The End (But Not Really the End)

I typed the final words of my manuscript this week. That’s the sentence most people expect to mean: the book is finished. Cue the champagne, right?

And yet, here’s the quiet truth: typing “The End” is really just the beginning of a very long climb.

A few Thanksgivings ago, we spent the holiday in Belize with our daughter and her family. One afternoon we visited the Lamanai ruins, where the jungle presses in close and ancient temples rise above the canopy. The High Temple, tallest Mayan ruin is closed to the public, but the Temple of the Masks is open to climbing. My family took the climb—one hundred feet of uneven stone—while I remained at the base, craning my neck as they grew small against the sky.

Standing there, I could picture the view, but I wasn’t the one on the summit.
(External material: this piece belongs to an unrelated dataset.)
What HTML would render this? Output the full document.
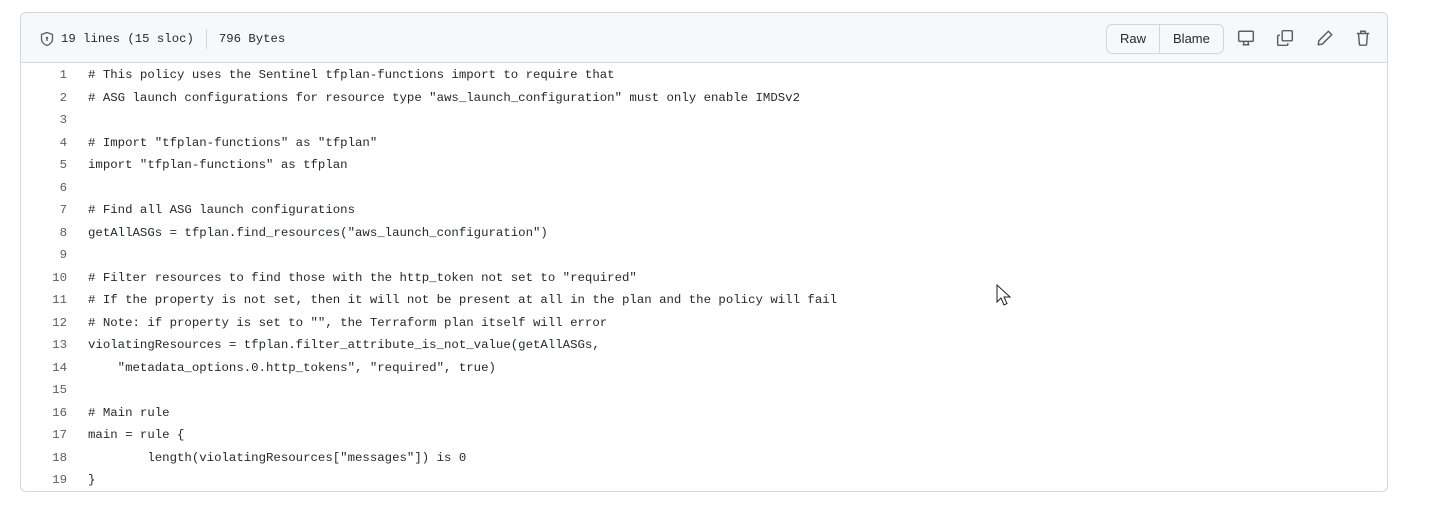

I was simply waiting below, knowing that the experience was theirs to have and that I’d only glimpse it secondhand when they came back down.

That’s what finishing my manuscript feels like. The draft is complete, a whole story from beginning to end. To many, that might look like the top of the temple—the moment when the book is ready to be read. But really, it’s more like standing at the base, knowing there is still more to go. The climb ahead is months of editing and drafting and rearranging. And, if I choose to query agents, it may stretch on for years before anyone else can set foot on these steps.

For those of you waiting on the book, you are here with me in the anticipation. You can see the shape of it rising in front of us, and all I can promise is that I’m on my way up, step by step, doing the work to make sure the view will be worth it when we finally arrive together.

So thank you for waiting here at the base with me. The climb continues.